Learning from each other
The Best Practice Awards recognize outstanding accomplishments by nonprofit organizations and have become an invaluable way to inspire and educate all the nonprofits in our community.
“One simple idea can be the catalyst for broadening our impact.”
“Collaboration and transparency are absolutely key to creating major change.”
These were just two of the many insights shared at the Foundation’s recent Best Practice Awards Learning Summit, sponsored by Blue Cross and Blue Shield of Rhode Island. Now in its seventh year, the Best Practice Awards recognize outstanding accomplishments by nonprofit organizations in five areas, and have become an invaluable way to inspire and educate all the nonprofits in our community.
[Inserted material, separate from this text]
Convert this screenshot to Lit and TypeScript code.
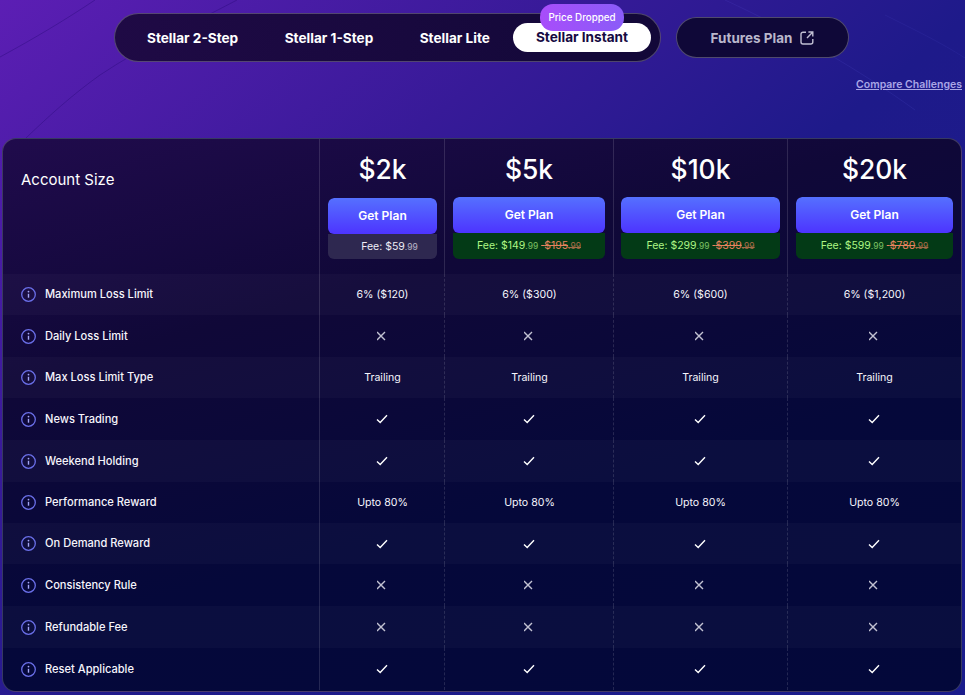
import { LitElement, html, css, svg } from "lit";
import { customElement } from "lit/decorators.js";

const plans = [
  { size: "$2k", fee: "$59", old: "" },
  { size: "$5k", fee: "$149", old: "$195" },
  { size: "$10k", fee: "$299", old: "$399" },
  { size: "$20k", fee: "$599", old: "$780" },
];

type Cell = "x" | "v" | string;
const rows: { label: string; h: number; band?: boolean; cells: Cell[] }[] = [
  { label: "Maximum Loss Limit", h: 41, band: true, cells: ["6% ($120)", "6% ($300)", "6% ($600)", "6% ($1,200)"] },
  { label: "Daily Loss Limit", h: 42, cells: ["x", "x", "x", "x"] },
  { label: "Max Loss Limit Type", h: 41, band: true, cells: ["Trailing", "Trailing", "Trailing", "Trailing"] },
  { label: "News Trading", h: 42, cells: ["v", "v", "v", "v"] },
  { label: "Weekend Holding", h: 42, band: true, cells: ["v", "v", "v", "v"] },
  { label: "Performance Reward", h: 41, cells: ["Upto 80%", "Upto 80%", "Upto 80%", "Upto 80%"] },
  { label: "On Demand Reward", h: 41, band: true, cells: ["v", "v", "v", "v"] },
  { label: "Consistency Rule", h: 42, cells: ["x", "x", "x", "x"] },
  { label: "Refundable Fee", h: 42, band: true, cells: ["x", "x", "x", "x"] },
  { label: "Reset Applicable", h: 42, cells: ["v", "v", "v", "v"] },
];

const infoIcon = svg`<svg class="info" width="15" height="15" viewBox="0 0 15 15" fill="none"><circle cx="7.5" cy="7.5" r="6.8" stroke="#6a6fe8" stroke-width="1.3"/><path d="M7.5 6.8v3.9" stroke="#a3a6f5" stroke-width="1.4"/><circle cx="7.5" cy="4.6" r=".9" fill="#a3a6f5"/></svg>`;
const xIcon = svg`<svg width="10" height="10" viewBox="0 0 10 10" fill="none"><path d="M0 1l8 8M8 1l-8 8" stroke="#c2c2d2" stroke-width="1.4"/></svg>`;
const vIcon = svg`<svg width="12" height="10" viewBox="0 0 12 10" fill="none"><path d="M1 5.4l3.2 3L11 1.2" stroke="#fff" stroke-width="1.4"/></svg>`;
const extIcon = svg`<svg width="14" height="14" viewBox="0 0 14 14" fill="none"><path d="M6 1.2H3a2 2 0 0 0-2 2v7.8a2 2 0 0 0 2 2h7.8a2 2 0 0 0 2-2V8" stroke="#c0bed2" stroke-width="1.4"/><path d="M7 7l5.6-5.8M8.4 1h4.4v4.4" stroke="#c0bed2" stroke-width="1.4"/></svg>`;

@customElement("app-root")
export class AppRoot extends LitElement {
  static styles = css`
    :host {
      display: block;
      position: relative;
      width: 965px;
      height: 695px;
      overflow: hidden;
      font-family: Inter, "Noto Sans", sans-serif;
      color: #fff;
      background: linear-gradient(140deg, #5c1eb4 0%, #371a98 32%, #1e1a8a 55%, #1a1c8c 100%);
    }
    .arcs { position: absolute; inset: 0; pointer-events: none; }
    .page { position: relative; display: flex; flex-direction: column; padding: 13px 3px 0 2px; }
    .top { display: flex; gap: 15px; margin-left: 112px; align-items: center; }
    .tabs {
      position: relative;
      display: flex;
      align-items: center;
      flex: none;
      box-sizing: border-box;
      width: 547px;
      height: 49px;
      border: 1px solid rgba(255,255,255,.25);
      border-radius: 25px;
      background: linear-gradient(100deg, #1f0a45, #120838);
      padding: 0 9px;
    }
    .tab {
      flex: none;
      padding: 0 23px;
      font-size: 13.6px;
      font-weight: 700;
      color: #fff;
      white-space: nowrap;
    }
    .tab.second, .tab.third { margin-left: 0.5px; }
    .active {
      box-sizing: border-box;
      width: 138px;
      padding: 0;
      height: 29px;
      line-height: 29px;
      text-align: center;
      margin-left: auto;
      border-radius: 15px;
      background: #fff;
      color: #150a42;
    }
    .badge {
      position: absolute;
      left: 425px;
      top: -10px;
      width: 84px;
      height: 27px;
      line-height: 27px;
      border-radius: 13px;
      background: linear-gradient(90deg, #a84dfa, #8a5cf8);
      font-size: 9.8px;
      font-weight: 500;
      text-align: center;
    }
    .futures {
      display: flex;
      align-items: center;
      justify-content: center;
      gap: 8px;
      box-sizing: border-box;
      width: 173px;
      height: 41px;
      margin-top: -1px;
      padding-top: 2px;
      border: 1px solid rgba(255,255,255,.27);
      border-radius: 21px;
      background: #0f0838;
      color: #b9b7cc;
      font-size: 13.5px;
      font-weight: 700;
    }
    .cmp-row { display: flex; justify-content: flex-end; margin-top: 16px; height: 60px; }
    .cmp { font-size: 10.5px; font-weight: 600; color: #a9a6e6; text-decoration: underline; line-height: 14px; }
    .table {
      box-sizing: border-box;
      width: 960px;
      height: 554px;
      border: 1px solid rgba(255,255,255,.2);
      border-radius: 14px;
      background: linear-gradient(165deg, #200b4c 0%, #100838 30%, #05083a 62%, #03083a 100%);
    }
    .head, .row { display: grid; grid-template-columns: 316px 125px 169px 174px 1fr; }
    .head { height: 135px; }
    .title { font-size: 15px; line-height: 17px; padding: 32px 0 0 18px; }
    .pc {
      display: flex;
      flex-direction: column;
      box-sizing: border-box;
      padding: 0 8px;
      border-left: 1px solid rgba(255,255,255,.13);
    }
    .pc.p0 { padding-right: 7px; }
    .pc.p2 { padding: 0 7px; }
    .size { font-size: 26.4px; font-weight: 500; text-align: center; line-height: 32px; margin-top: 14px; }
    .cta { display: flex; flex-direction: column; margin-top: 12px; border-radius: 6px; overflow: hidden; }
    .pc.p0 .cta { margin-top: 13px; }
    .btn {
      height: 36px;
      line-height: 36px;
      text-align: center;
      font-size: 12px;
      font-weight: 600;
      border-radius: 6px;
      background: linear-gradient(180deg, #5570ff, #4d34ff);
    }
    .fee {
      height: 26px;
      line-height: 25px;
      text-align: center;
      font-size: 10.5px;
      background: #033a16;
      color: #aef784;
      white-space: nowrap;
    }
    .fee.plain { height: 25px; padding-left: 14px; background: #2e2850; color: #f0eef8; }
    .cents { font-size: 8.5px; opacity: .7; }
    .old { color: #e7825f; text-decoration: line-through; }
    .row.band { background: rgba(255,255,255,.028); }
    .lab {
      display: flex;
      align-items: center;
      gap: 9px;
      padding-left: 18px;
      font-size: 11.1px;
      font-weight: 500;
      color: #f6f5fc;
    }
    .lab span { line-height: 14px; margin-top: -0.5px; }
    .info { flex: none; }
    .c {
      display: flex;
      align-items: center;
      justify-content: center;
      font-size: 10.6px;
      color: #f6f6fd;
      border-left: 1px dashed rgba(255,255,255,.13);
    }
    .c.first { border-left-style: solid; }
    .c svg { display: block; }
    .c.c0 span, .c.c1 span { margin-left: 1px; }
    .c.c2 svg, .c.c3 svg { margin-right: 2px; }
  `;

  private cell(v: Cell, i: number) {
    const body = v === "x" ? xIcon : v === "v" ? vIcon : html`<span>${v}</span>`;
    return html`<div class="c c${i} ${i === 0 ? "first" : ""}">${body}</div>`;
  }

  render() {
    return html`
      <svg class="arcs" width="965" height="695" viewBox="0 0 965 695" fill="none">
        <path d="M0 57C35 38 65 20 95 0" stroke="rgba(40,10,120,.4)"/>
        <path d="M26 138C50 115 72 95 100 75C145 45 190 25 237 0" stroke="rgba(40,10,120,.4)"/>
        <path d="M725 0C790 30 860 70 915 110" stroke="rgba(120,120,255,.1)"/>
        <path d="M885 15C915 30 940 42 965 58" stroke="rgba(120,120,255,.08)"/>
      </svg>
      <div class="page">
        <div class="top">
          <div class="tabs">
            <div class="tab">Stellar 2-Step</div>
            <div class="tab second">Stellar 1-Step</div>
            <div class="tab third">Stellar Lite</div>
            <div class="tab active">Stellar Instant</div>
            <div class="badge">Price Dropped</div>
          </div>
          <div class="futures">Futures Plan ${extIcon}</div>
        </div>
        <div class="cmp-row"><span class="cmp">Compare Challenges</span></div>
        <div class="table">
          <div class="head">
            <div class="title">Account Size</div>
            ${plans.map(
              (p, i) => html`<div class="pc p${i}">
                <div class="size">${p.size}</div>
                <div class="cta">
                  <div class="btn">Get Plan</div>
                  <div class="fee ${p.old ? "" : "plain"}">
                    Fee: ${p.fee}<span class="cents">.99</span>
                    ${p.old ? html`<span class="old">&nbsp;${p.old}<span class="cents">.99</span></span>` : ""}
                  </div>
                </div>
              </div>`
            )}
          </div>
          ${rows.map(
            (r) => html`<div class="row ${r.band ? "band" : ""}" style="height:${r.h}px">
              <div class="lab">${infoIcon}<span>${r.label}</span></div>
              ${r.cells.map((c, i) => this.cell(c, i))}
            </div>`
          )}
        </div>
      </div>
    `;
  }
}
By learning about the innovative work of the awardees, others in the nonprofit field are able to gain insight and tailor their own approaches in ways that are proven to work. At the learning summit at Rhode Island College it was standing-room-only as the 2018 Best Practice Award recipients shared details of their winning projects in informative TED-style talks. Here’s a quick look at the awardees’ work:
Economic Progress Institute
Award Category: Advocacy and Communications
Presented for its “Medicaid Matters” campaign, which educated the public and policy makers about the importance of the program to low-income Rhode Islanders. The campaign used the personal stories of local Medicaid recipients and infographics to bring its advocacy tools to life. “One in three Rhode Islanders rely on Medicaid for health care. Because its cost consumes a large part of the state budget, cuts are always a threat. The campaign helped the program survive the budget process intact,” said Rachel Flum, executive director.
“Collaboration and transparency are absolutely key to creating major change."- Jack Martin
Providence Public Library
Award Category: Board and Staff Leadership
Presented for a three-stage strategic planning process: creating and implementing a new strategic plan and vision, supporting staff in meeting the plan’s goals and telling the library’s new story to the public, and renovating and re-purposing its Empire Street building. “Collaboration and transparency are absolutely key to creating major change. The board and staff worked together as true partners to create a culture of innovation, especially one that is immediately responsive to community needs and that prioritizes co-innovation with community members and partners,” said Jack Martin, executive director.
Commercial Fisheries Research Foundation
Award Category: Collaboration
Presented for its work building a community of collaboration among fishermen, scientists, resource managers, and food professionals that promotes sound science, sustainable seafood, and vibrant fishing communities. “Each of these communities speaks its own language, uses its own jargon, and harbors assumptions about others involved in fisheries and seafood. We provided a venue for these groups to come together to find common ground and develop practical solutions to challenges facing fisheries resources, supply chains, and coastal communities,” said Dr. Anna Mercer, executive director.
“One simple idea can be the catalyst for broadening our impact."- Margaret Holland McDuff
Family Service of Rhode Island
Award Category: Innovation
Presented for its work addressing chronic absenteeism among Providence elementary school students through its Walking School Bus initiative. “One simple idea can be the catalyst for broadening our impact. We then can be more effective meeting the needs of people living in poverty, experiencing substance use disorder, and other barriers to wellbeing. This work has had a transformative effect on us as an organization to address the social determinants of ‘life’ through new lenses such as social emotional learning, substance use intervention, sexual health, and community engagement,” said CEO Margaret Holland McDuff.
New Urban Arts
Award Category: Volunteer Engagement
Presented for Youth Mentorship in the Arts, an afterschool program that connects public high school students with local artist volunteers. Students participate in the mentor selection process. Volunteers participate in a yearlong intensive professional development program, consisting of a two-day orientation, monthly training sessions, and a mid-year retreat. “Effective, intensive volunteer programs create a leadership pipeline and serve as transitional experiences for alumni who are interested in employment. Many of our current staff—including those who are alumni—started as volunteer artist-mentors,” said Dan Schleifer, executive director.
Recognizing long-time Foundation donor Herman H. Rose
Building capacity within the nonprofit sector is a crucial, behind-the-scenes part of our work. It makes our funding more potent, but more importantly, it makes everyone’s funding more potent. We are pleased to recognize long-time Foundation donor Herman H. Rose, who has stepped forward to ensure that kind of capacity building can happen in the years to come. He has established a legacy gift to the Rhode Island Rose Award Endowment Fund, which in the future will make an annual distribution to support Foundation programs that focus on strengthening Rhode Island’s nonprofit organizations through education, coaching, leadership development, and recognition. We – and the entire nonprofit community – are grateful, and humbled, by his gift.